** start SUPPLIED MATERIAL **
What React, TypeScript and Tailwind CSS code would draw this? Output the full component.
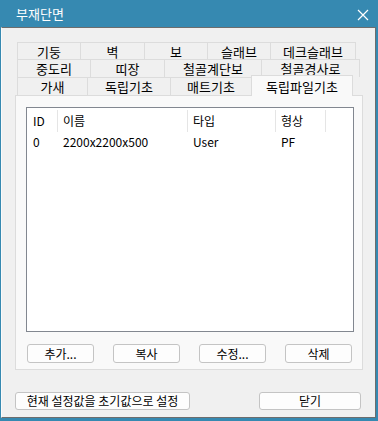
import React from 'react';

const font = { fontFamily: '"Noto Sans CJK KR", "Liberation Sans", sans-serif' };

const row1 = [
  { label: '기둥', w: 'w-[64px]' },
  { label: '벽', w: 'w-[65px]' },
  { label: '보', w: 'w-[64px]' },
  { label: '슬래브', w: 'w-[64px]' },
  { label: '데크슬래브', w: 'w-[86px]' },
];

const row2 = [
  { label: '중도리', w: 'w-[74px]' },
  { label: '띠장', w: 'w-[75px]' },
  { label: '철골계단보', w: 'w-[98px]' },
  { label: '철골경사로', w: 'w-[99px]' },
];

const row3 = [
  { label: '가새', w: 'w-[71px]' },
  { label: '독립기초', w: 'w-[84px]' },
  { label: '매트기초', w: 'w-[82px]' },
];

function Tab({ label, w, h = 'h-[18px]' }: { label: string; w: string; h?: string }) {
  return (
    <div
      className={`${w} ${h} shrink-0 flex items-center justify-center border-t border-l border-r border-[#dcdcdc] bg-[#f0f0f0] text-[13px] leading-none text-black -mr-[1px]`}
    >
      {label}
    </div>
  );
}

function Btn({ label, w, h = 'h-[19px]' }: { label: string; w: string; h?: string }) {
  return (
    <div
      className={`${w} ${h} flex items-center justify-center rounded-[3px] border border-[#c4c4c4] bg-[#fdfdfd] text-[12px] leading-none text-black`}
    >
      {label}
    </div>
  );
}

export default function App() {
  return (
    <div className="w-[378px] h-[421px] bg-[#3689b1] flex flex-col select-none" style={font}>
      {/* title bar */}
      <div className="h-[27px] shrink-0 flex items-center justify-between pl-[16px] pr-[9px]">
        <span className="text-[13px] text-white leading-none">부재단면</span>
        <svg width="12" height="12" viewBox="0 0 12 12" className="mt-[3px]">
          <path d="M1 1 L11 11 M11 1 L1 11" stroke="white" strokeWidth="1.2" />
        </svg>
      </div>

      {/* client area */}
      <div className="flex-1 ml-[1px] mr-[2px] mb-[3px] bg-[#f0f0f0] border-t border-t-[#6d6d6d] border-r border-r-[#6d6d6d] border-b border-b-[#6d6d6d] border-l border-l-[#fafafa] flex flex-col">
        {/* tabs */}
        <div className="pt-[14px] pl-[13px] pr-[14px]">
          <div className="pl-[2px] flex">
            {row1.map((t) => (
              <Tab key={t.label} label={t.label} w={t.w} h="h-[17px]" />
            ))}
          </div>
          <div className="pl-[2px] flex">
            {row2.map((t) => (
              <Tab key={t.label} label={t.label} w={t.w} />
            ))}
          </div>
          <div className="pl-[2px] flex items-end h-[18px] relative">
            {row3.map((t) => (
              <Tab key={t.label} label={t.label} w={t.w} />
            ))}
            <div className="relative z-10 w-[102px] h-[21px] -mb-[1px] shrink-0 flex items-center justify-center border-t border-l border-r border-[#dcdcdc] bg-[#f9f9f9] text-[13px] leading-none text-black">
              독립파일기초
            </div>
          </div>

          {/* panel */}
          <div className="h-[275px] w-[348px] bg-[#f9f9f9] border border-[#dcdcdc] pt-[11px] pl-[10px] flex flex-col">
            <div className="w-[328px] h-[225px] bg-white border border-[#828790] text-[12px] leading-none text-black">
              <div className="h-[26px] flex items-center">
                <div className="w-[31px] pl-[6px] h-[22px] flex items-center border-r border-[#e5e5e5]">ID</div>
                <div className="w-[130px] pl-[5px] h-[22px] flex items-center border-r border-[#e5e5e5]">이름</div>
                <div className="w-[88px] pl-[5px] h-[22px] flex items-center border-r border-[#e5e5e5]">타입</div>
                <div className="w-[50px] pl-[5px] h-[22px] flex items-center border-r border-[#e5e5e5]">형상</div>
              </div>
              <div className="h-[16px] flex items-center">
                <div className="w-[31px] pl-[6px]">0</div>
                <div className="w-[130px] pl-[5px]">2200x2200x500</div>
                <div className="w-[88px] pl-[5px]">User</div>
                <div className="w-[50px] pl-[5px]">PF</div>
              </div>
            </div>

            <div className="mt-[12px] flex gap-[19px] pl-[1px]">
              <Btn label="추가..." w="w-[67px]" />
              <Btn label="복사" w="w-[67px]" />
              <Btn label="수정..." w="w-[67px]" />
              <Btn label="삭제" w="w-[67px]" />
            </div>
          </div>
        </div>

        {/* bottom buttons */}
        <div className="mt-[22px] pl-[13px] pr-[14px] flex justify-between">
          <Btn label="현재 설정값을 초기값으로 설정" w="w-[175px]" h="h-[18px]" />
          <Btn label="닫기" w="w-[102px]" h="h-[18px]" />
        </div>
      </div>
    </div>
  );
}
** end SUPPLIED MATERIAL **
## WHAT THE TASK ASKS
The material above holds pictures; copy everything else in it exactly.

## EXPECTED ANSWER
What React, TypeScript and Tailwind CSS code would draw this? Output the full component.
import React from 'react';

const font = { fontFamily: '"Noto Sans CJK KR", "Liberation Sans", sans-serif' };

const row1 = [
  { label: '기둥', w: 'w-[64px]' },
  { label: '벽', w: 'w-[65px]' },
  { label: '보', w: 'w-[64px]' },
  { label: '슬래브', w: 'w-[64px]' },
  { label: '데크슬래브', w: 'w-[86px]' },
];

const row2 = [
  { label: '중도리', w: 'w-[74px]' },
  { label: '띠장', w: 'w-[75px]' },
  { label: '철골계단보', w: 'w-[98px]' },
  { label: '철골경사로', w: 'w-[99px]' },
];

const row3 = [
  { label: '가새', w: 'w-[71px]' },
  { label: '독립기초', w: 'w-[84px]' },
  { label: '매트기초', w: 'w-[82px]' },
];

function Tab({ label, w, h = 'h-[18px]' }: { label: string; w: string; h?: string }) {
  return (
    <div
      className={`${w} ${h} shrink-0 flex items-center justify-center border-t border-l border-r border-[#dcdcdc] bg-[#f0f0f0] text-[13px] leading-none text-black -mr-[1px]`}
    >
      {label}
    </div>
  );
}

function Btn({ label, w, h = 'h-[19px]' }: { label: string; w: string; h?: string }) {
  return (
    <div
      className={`${w} ${h} flex items-center justify-center rounded-[3px] border border-[#c4c4c4] bg-[#fdfdfd] text-[12px] leading-none text-black`}
    >
      {label}
    </div>
  );
}

export default function App() {
  return (
    <div className="w-[378px] h-[421px] bg-[#3689b1] flex flex-col select-none" style={font}>
      {/* title bar */}
      <div className="h-[27px] shrink-0 flex items-center justify-between pl-[16px] pr-[9px]">
        <span className="text-[13px] text-white leading-none">부재단면</span>
        <svg width="12" height="12" viewBox="0 0 12 12" className="mt-[3px]">
          <path d="M1 1 L11 11 M11 1 L1 11" stroke="white" strokeWidth="1.2" />
        </svg>
      </div>

      {/* client area */}
      <div className="flex-1 ml-[1px] mr-[2px] mb-[3px] bg-[#f0f0f0] border-t border-t-[#6d6d6d] border-r border-r-[#6d6d6d] border-b border-b-[#6d6d6d] border-l border-l-[#fafafa] flex flex-col">
        {/* tabs */}
        <div className="pt-[14px] pl-[13px] pr-[14px]">
          <div className="pl-[2px] flex">
            {row1.map((t) => (
              <Tab key={t.label} label={t.label} w={t.w} h="h-[17px]" />
            ))}
          </div>
          <div className="pl-[2px] flex">
            {row2.map((t) => (
              <Tab key={t.label} label={t.label} w={t.w} />
            ))}
          </div>
          <div className="pl-[2px] flex items-end h-[18px] relative">
            {row3.map((t) => (
              <Tab key={t.label} label={t.label} w={t.w} />
            ))}
            <div className="relative z-10 w-[102px] h-[21px] -mb-[1px] shrink-0 flex items-center justify-center border-t border-l border-r border-[#dcdcdc] bg-[#f9f9f9] text-[13px] leading-none text-black">
              독립파일기초
            </div>
          </div>

          {/* panel */}
          <div className="h-[275px] w-[348px] bg-[#f9f9f9] border border-[#dcdcdc] pt-[11px] pl-[10px] flex flex-col">
            <div className="w-[328px] h-[225px] bg-white border border-[#828790] text-[12px] leading-none text-black">
              <div className="h-[26px] flex items-center">
                <div className="w-[31px] pl-[6px] h-[22px] flex items-center border-r border-[#e5e5e5]">ID</div>
                <div className="w-[130px] pl-[5px] h-[22px] flex items-center border-r border-[#e5e5e5]">이름</div>
                <div className="w-[88px] pl-[5px] h-[22px] flex items-center border-r border-[#e5e5e5]">타입</div>
                <div className="w-[50px] pl-[5px] h-[22px] flex items-center border-r border-[#e5e5e5]">형상</div>
              </div>
              <div className="h-[16px] flex items-center">
                <div className="w-[31px] pl-[6px]">0</div>
                <div className="w-[130px] pl-[5px]">2200x2200x500</div>
                <div className="w-[88px] pl-[5px]">User</div>
                <div className="w-[50px] pl-[5px]">PF</div>
              </div>
            </div>

            <div className="mt-[12px] flex gap-[19px] pl-[1px]">
              <Btn label="추가..." w="w-[67px]" />
              <Btn label="복사" w="w-[67px]" />
              <Btn label="수정..." w="w-[67px]" />
              <Btn label="삭제" w="w-[67px]" />
            </div>
          </div>
        </div>

        {/* bottom buttons */}
        <div className="mt-[22px] pl-[13px] pr-[14px] flex justify-between">
          <Btn label="현재 설정값을 초기값으로 설정" w="w-[175px]" h="h-[18px]" />
          <Btn label="닫기" w="w-[102px]" h="h-[18px]" />
        </div>
      </div>
    </div>
  );
}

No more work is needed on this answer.